The next step is solopreneur. It’s easy to make this leap since you’ve already used to doing everything alone. And there’s still little risk because nobody else’s livelihood is at stake. The difference is, you need to build something of value that doesn’t depend on your constant effort. (Break free from the ceiling of trading services for money). Find a side-project that kills two birds with one stone: it expands your skills as a freelancer while simultaneously laying the foundation for a passive income product.
Once you feel comfortable wearing the solopreneur hat, all you have to do is stretch it to fit some employees, and now you’re an entrepreneur. Recognise the parts of your new business that can/should operate without you, and find skilled people to take over those roles. Your business needs to be profitable enough to pay these people, otherwise you’ll require investment to get the ball rolling. As you cut more and more of yourself out of the hands-on operations, you’ll be forced to spend most of your time managing people and ideas.
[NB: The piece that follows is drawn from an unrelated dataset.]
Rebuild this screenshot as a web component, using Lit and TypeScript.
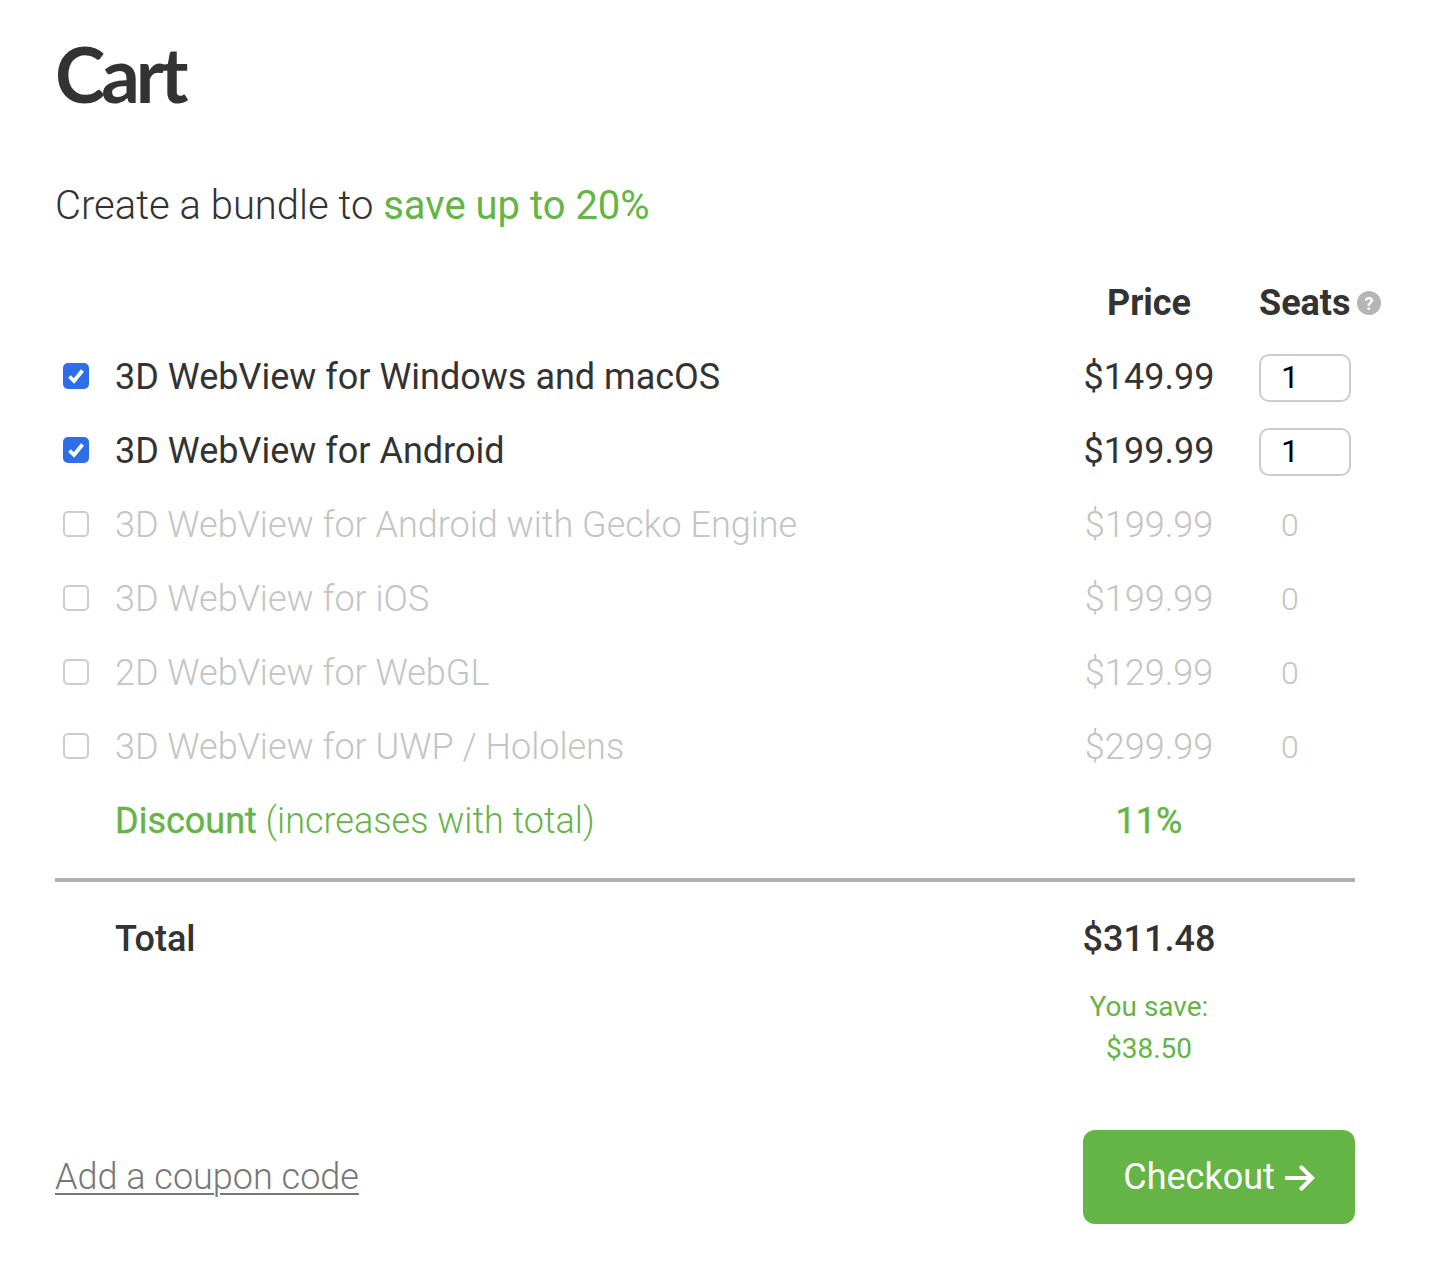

While that may hurt your creative mind or your ego, it should make your bank balance happy.
You may also learn that entrepreneurship isn’t right for you.
That’s OK. We don’t all need to be Gary V.
There are great things about freelancing that an entrepreneur will never enjoy. There’s no shame in being content with not scaling. Growth is satisfying, but there are many ways to do it. Find ways to grow yourself, or grow your profits, without growing your business larger than yourself.